To make an Angel Food Cake Trifle, combine the cake with strawberries, orange juice and sugar, and layer with yogurt and honey. The trifle is refrigerated prior to serving, and the recipe yields eight servings with only 20 minutes of preparation time.
To make a trifle with angel food cake, hull and slice 5 cups of fresh strawberries, and set aside a few whole strawberries to serve as a garnish. Combine the strawberries with a 6-ounce container of blueberries, one 6-ounce container of raspberries, 1/4 cup of granulated sugar and the juice of 1/2 an orange. Set aside the berry mixtures and rest at room temperature for 15 to 20 minutes, or until the mixture is juicy. In a separate bowl, mix 4 cups of low fat Greek yogurt with 1/4 cup of honey and mix until smooth enough for spreading.

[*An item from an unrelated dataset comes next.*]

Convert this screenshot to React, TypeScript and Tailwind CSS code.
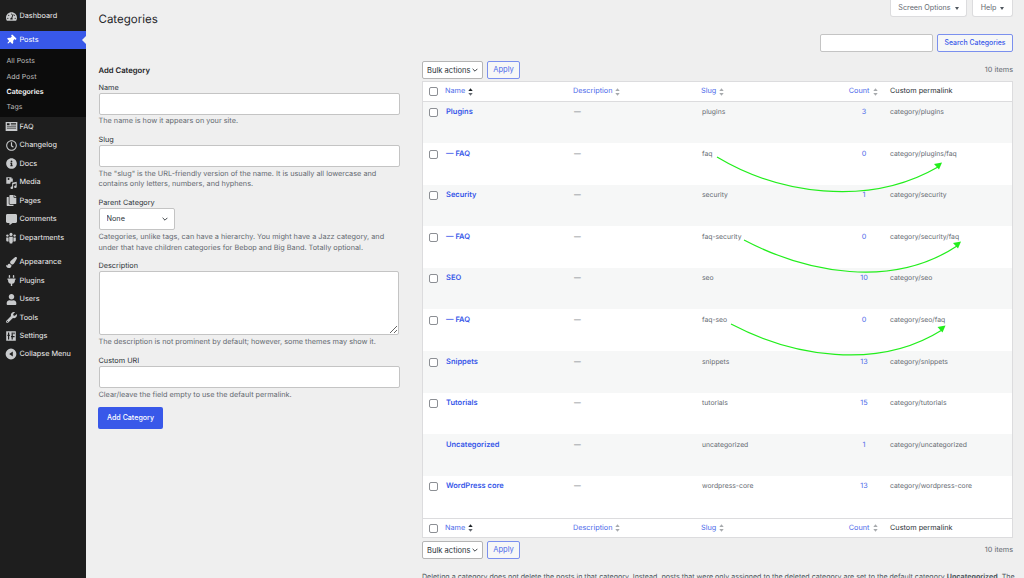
import type { ReactNode } from 'react';
import {
  FaTachometerAlt, FaThumbtack, FaRegClock, FaInfoCircle, FaCopy, FaCommentAlt,
  FaPaintBrush, FaPlug, FaUser, FaWrench,
} from 'react-icons/fa';

const font = { fontFamily: 'Inter, "Liberation Sans", sans-serif' };

function FaqIcon() {
  return (
    <svg viewBox="0 0 20 20" className="w-[13px] h-[13px]" fill="currentColor">
      <path d="M1 3h18v14H1z M3 5v3h4V5z M9 5v1h8V5z M9 7v1h8V7z M3 10v1h14v-1z M3 13v1h14v-1z" fillRule="evenodd" />
    </svg>
  );
}

function MediaIcon() {
  return (
    <svg viewBox="0 0 20 20" className="w-[13px] h-[13px]" fill="currentColor">
      <path d="M2 2h8v2h2v5H9l-1 3H2z M4 4.5a1.5 1.5 0 1 0 3 0a1.5 1.5 0 1 0-3 0z" fillRule="evenodd" />
      <path d="M18 9v7.5a2 2 0 1 1-1.5-1.9V11.5l-4 1v5.5a2 2 0 1 1-1.5-1.9V10.5z" />
    </svg>
  );
}

function GroupIcon() {
  return (
    <svg viewBox="0 0 20 20" className="w-[12px] h-[12px]" fill="currentColor">
      <circle cx="10" cy="4" r="2.6" />
      <circle cx="4" cy="6" r="2" />
      <circle cx="16" cy="6" r="2" />
      <path d="M7 8h6v8l-1 3H8l-1-3z" />
      <path d="M2 9h4v7H3l-1-2z" />
      <path d="M14 9h4v5l-1 2h-3z" />
    </svg>
  );
}

function SettingsIcon() {
  return (
    <svg viewBox="0 0 20 20" className="w-[12px] h-[12px]" fill="currentColor">
      <path d="M2 2h16v16H2z M5 4v4H4v2h1v6h2v-6h1V8H7V4z M11 4v6h-1v2h1v4h2v-4h3v-2h-3V4z M14 4v3h2V4z" fillRule="evenodd" />
    </svg>
  );
}

function CollapseIcon() {
  return (
    <svg viewBox="0 0 20 20" className="w-[12px] h-[12px]" fill="currentColor">
      <path d="M10 1a9 9 0 1 0 0 18a9 9 0 0 0 0-18z M13 6v8L7 10z" fillRule="evenodd" />
    </svg>
  );
}

function MenuItem({ icon, label, className = '' }: { icon: ReactNode; label: string; className?: string }) {
  return (
    <div className={`flex items-center h-[18.5px] pl-[3px] text-[#eeeeee] ${className}`}>
      <span className="w-[16.5px] flex justify-center text-[#c8cacc] text-[11px]">{icon}</span>
      <span className="pt-[1px]">{label}</span>
    </div>
  );
}

function Sidebar() {
  return (
    <aside className="w-[86px] shrink-0 h-full bg-[#1e1e1e] text-[7.3px] pt-[7px]">
      <MenuItem icon={<FaTachometerAlt />} label="Dashboard" />
      <div className="relative mt-[5.5px] flex items-center h-[18px] pl-[3px] bg-[#3858e9] text-white">
        <span className="w-[16.5px] flex justify-center text-[10px]"><FaThumbtack className="rotate-45" /></span>
        <span className="pt-[1px]">Posts</span>
        <span className="absolute right-0 top-[5px] w-0 h-0 border-y-[4px] border-y-transparent border-r-[4px] border-r-[#efefef]" />
      </div>
      <div className="bg-[#0c0c0c] h-[68px] pt-[5px] pl-[6.5px] text-[7px] text-[#bdbdbd]">
        <div className="h-[15.3px] flex items-center">All Posts</div>
        <div className="h-[15.3px] flex items-center">Add Post</div>
        <div className="h-[15.3px] flex items-center font-semibold text-white">Categories</div>
        <div className="h-[15.3px] flex items-center">Tags</div>
      </div>
      <div className="pt-[0.5px]">
        <MenuItem icon={<FaqIcon />} label="FAQ" />
        <MenuItem icon={<FaRegClock />} label="Changelog" />
        <MenuItem icon={<FaInfoCircle />} label="Docs" />
        <MenuItem icon={<MediaIcon />} label="Media" />
        <MenuItem icon={<FaCopy />} label="Pages" />
        <MenuItem icon={<FaCommentAlt />} label="Comments" />
        <MenuItem icon={<GroupIcon />} label="Departments" />
        <MenuItem icon={<FaPaintBrush />} label="Appearance" className="mt-[6px]" />
        <MenuItem icon={<FaPlug />} label="Plugins" />
        <MenuItem icon={<FaUser />} label="Users" />
        <MenuItem icon={<FaWrench />} label="Tools" />
        <MenuItem icon={<SettingsIcon />} label="Settings" />
        <MenuItem icon={<CollapseIcon />} label="Collapse Menu" className="-mt-[1px]" />
      </div>
    </aside>
  );
}

function Field({ label, help, children }: { label: string; help?: ReactNode; children: ReactNode }) {
  return (
    <div className="mb-[7px]">
      <div className="pt-[1px] text-[7.3px] leading-[10px] text-[#2c3338]">{label}</div>
      {children}
      {help && <p className="text-[7.3px] leading-[10.6px] text-[#646970] mt-[1.9px]">{help}</p>}
    </div>
  );
}

function TextInput() {
  return <input className="block w-[301px] h-[22px] bg-white border border-[#c4c4c4] rounded-[2px]" />;
}

function Chevron({ className }: { className: string }) {
  return (
    <svg viewBox="0 0 10 6" className={className} fill="none" stroke="#1d2327" strokeWidth="1.4">
      <path d="M1 1l4 4l4-4" />
    </svg>
  );
}

function AddForm() {
  return (
    <div className="w-[302px] shrink-0">
      <h1 className="text-[11.5px] leading-[16px] text-[#1d2327] mt-[11px]">Categories</h1>
      <h2 className="text-[7.7px] leading-[11px] font-semibold text-[#1d2327] mt-[37.5px] mb-[6px]">Add Category</h2>
      <Field label="Name" help="The name is how it appears on your site.">
        <TextInput />
      </Field>
      <Field
        label="Slug"
        help={'The "slug" is the URL-friendly version of the name. It is usually all lowercase and contains only letters, numbers, and hyphens.'}
      >
        <TextInput />
      </Field>
      <Field
        label="Parent Category"
        help="Categories, unlike tags, can have a hierarchy. You might have a Jazz category, and under that have children categories for Bebop and Big Band. Totally optional."
      >
        <div className="relative w-[76px] h-[22px]">
          <select className="block w-full h-full appearance-none bg-white border border-[#c4c4c4] rounded-[2px] pl-[7px] text-[7.3px] text-[#2c3338]">
            <option>None</option>
          </select>
          <Chevron className="absolute right-[7px] top-[9px] w-[6px] h-[4px]" />
        </div>
      </Field>
      <Field label="Description" help="The description is not prominent by default; however, some themes may show it.">
        <textarea className="block w-[300px] h-[64px] bg-white border border-[#c4c4c4] rounded-[2px]" />
      </Field>
      <Field label="Custom URI" help="Clear/leave the field empty to use the default permalink.">
        <TextInput />
      </Field>
      <button className="block w-[65px] h-[22px] -ml-[0.5px] bg-[#3858e9] rounded-[2px] text-white text-[7.1px] font-medium">Add Category</button>
    </div>
  );
}

function SortArrows({ active }: { active?: boolean }) {
  return (
    <svg viewBox="0 0 8 12" className="w-[5px] h-[8px] ml-[3px]">
      <path d="M4 0l3.5 4.5h-7z" fill={active ? '#1d2327' : '#a7aaad'} />
      <path d="M4 12l3.5-4.5h-7z" fill={active ? '#646970' : '#a7aaad'} />
    </svg>
  );
}

function Checkbox() {
  return <span className="block w-[9px] h-[9px] bg-white border border-[#8c8f94] rounded-[2px]" />;
}

function HeaderRow({ border }: { border: string }) {
  return (
    <div className={`flex items-center h-[19.5px] pt-[1px] bg-white ${border} text-[7.3px] text-[#4e6bea]`}>
      <span className="w-[22px] pl-[6px]"><Checkbox /></span>
      <span className="w-[128px] flex items-center">Name<SortArrows active /></span>
      <span className="w-[128px] flex items-center">Description<SortArrows /></span>
      <span className="w-[129px] flex items-center">Slug<SortArrows /></span>
      <span className="w-[60px] flex items-center justify-end pr-[12.5px]">Count<SortArrows /></span>
      <span className="text-[#2c3338]">Custom permalink</span>
    </div>
  );
}

const rows = [
  { name: 'Plugins', slug: 'plugins', count: '3', uri: 'category/plugins' },
  { name: '— FAQ', slug: 'faq', count: '0', uri: 'category/plugins/faq' },
  { name: 'Security', slug: 'security', count: '1', uri: 'category/security' },
  { name: '— FAQ', slug: 'faq-security', count: '0', uri: 'category/security/faq' },
  { name: 'SEO', slug: 'seo', count: '10', uri: 'category/seo' },
  { name: '— FAQ', slug: 'faq-seo', count: '0', uri: 'category/seo/faq' },
  { name: 'Snippets', slug: 'snippets', count: '13', uri: 'category/snippets' },
  { name: 'Tutorials', slug: 'tutorials', count: '15', uri: 'category/tutorials' },
  { name: 'Uncategorized', slug: 'uncategorized', count: '1', uri: 'category/uncategorized', locked: true },
  { name: 'WordPress core', slug: 'wordpress-core', count: '13', uri: 'category/wordpress-core' },
];

function Arrows() {
  return (
    <svg viewBox="1 1 591 457" className="absolute inset-0 w-[591px] h-[457px] pointer-events-none" fill="none">
      <g stroke="#22ee1c" strokeWidth="1.2">
        <path d="M295 76C355 112 445 127 516 86" />
        <path d="M322 159C385 192 470 208 535 165" />
        <path d="M309 243C370 275 455 290 520 249" />
      </g>
      <g fill="#22ee1c">
        <path d="M520 81.5l-8 1.5l5 5.5z" />
        <path d="M539 160.5l-8 1.5l5 5.5z" />
        <path d="M523.5 244.5l-8 1.5l5 5.5z" />
      </g>
    </svg>
  );
}

function CategoriesTable() {
  return (
    <div className="relative mt-[2px] w-[591px] h-[457px] border border-[#dcdcde] bg-white flex flex-col">
      <HeaderRow border="border-b border-[#dcdcde]" />
      <div className="flex-1 flex flex-col">
        {rows.map((r, i) => (
          <div key={r.uri} className={`flex-1 flex items-start pt-[4.5px] text-[6.8px] leading-[12px] text-[#646970] ${i % 2 === 0 ? 'bg-[#f6f7f7]' : 'bg-white'}`}>
            <span className="w-[23px] pl-[6px] pt-[2px]">{!r.locked && <Checkbox />}</span>
            <span className="w-[128px] text-[7.5px] font-semibold text-[#3858e9]">{r.name}</span>
            <span className="w-[128px]">—</span>
            <span className="w-[129px]">{r.slug}</span>
            <span className="w-[59px] pl-[7px] text-center text-[7.3px] text-[#4e6bea]">{r.count}</span>
            <span>{r.uri}</span>
          </div>
        ))}
      </div>
      <HeaderRow border="border-t border-[#dcdcde]" />
      <Arrows />
    </div>
  );
}

function BulkBar({ top }: { top: string }) {
  return (
    <div className={`flex items-center justify-between h-[18px] ${top}`}>
      <div className="flex gap-[4px]">
        <div className="relative w-[61px] h-[18px]">
          <select className="block w-full h-full appearance-none bg-white border border-[#b5b5b5] rounded-[2px] pl-[4px] pt-[1px] text-[7.6px] text-[#2c3338]">
            <option>Bulk actions</option>
          </select>
          <Chevron className="absolute right-[5px] top-[7px] w-[6px] h-[4px]" />
        </div>
        <button className="w-[33px] h-[18px] border border-[#7b90ee] rounded-[2px] bg-[#f6f7f7] text-[7.6px] text-[#4e6bea]">Apply</button>
      </div>
      <span className="text-[7.3px] text-[#646970]">10 items</span>
    </div>
  );
}

function ListColumn() {
  return (
    <div className="w-[591px] shrink-0 ml-[21.5px]">
      <div className="flex justify-end gap-[5px] h-[17px] text-[7.2px] text-[#646970]">
        <button className="w-[77px] h-[17px] pt-[1px] bg-white border border-t-0 border-[#dcdcde] rounded-b-[3px] flex items-center justify-center gap-[4px]">
          Screen Options <span className="w-0 h-0 border-x-[2.5px] border-x-transparent border-t-[3px] border-t-[#50575e]" />
        </button>
        <button className="w-[41px] h-[17px] pt-[1px] bg-white border border-t-0 border-[#dcdcde] rounded-b-[3px] flex items-center justify-center gap-[4px]">
          Help <span className="w-0 h-0 border-x-[2.5px] border-x-transparent border-t-[3px] border-t-[#50575e]" />
        </button>
      </div>
      <div className="flex justify-end gap-[4px] mt-[17px]">
        <input className="w-[113px] h-[18px] bg-white border border-[#c4c4c4] rounded-[2px]" />
        <button className="w-[76px] h-[18px] pt-[1px] border border-[#7b90ee] rounded-[2px] bg-[#f6f7f7] text-[6.9px] font-medium text-[#3858e9]">Search Categories</button>
      </div>
      <BulkBar top="mt-[9px]" />
      <CategoriesTable />
      <BulkBar top="mt-[3px]" />
      <p className="mt-[12px] text-[7.1px] leading-[11px] text-[#50575e] whitespace-nowrap">
        Deleting a category does not delete the posts in that category. Instead, posts that were only assigned to the deleted category are set to the default category <b>Uncategorized</b>. The
      </p>
    </div>
  );
}

export default function App() {
  return (
    <div className="flex w-[1024px] h-[578px] overflow-hidden bg-[#efefef] [text-rendering:geometricPrecision]" style={font}>
      <Sidebar />
      <main className="flex pl-[12.5px]">
        <AddForm />
        <ListColumn />
      </main>
    </div>
  );
}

Cut a 17-ounce pound cake into large chunks and add about 1/3 of the cake to a trifle dish. Add a layer of the berry mixture followed by a layer of yogurt, keeping enough yogurt aside for the top. Repeat the layers until the ingredients are gone, and add the remaining yogurt to the center of the top of the trifle. Add fresh whole strawberries to the top of the trifle and refrigerate it for at least one hour, or until chilled.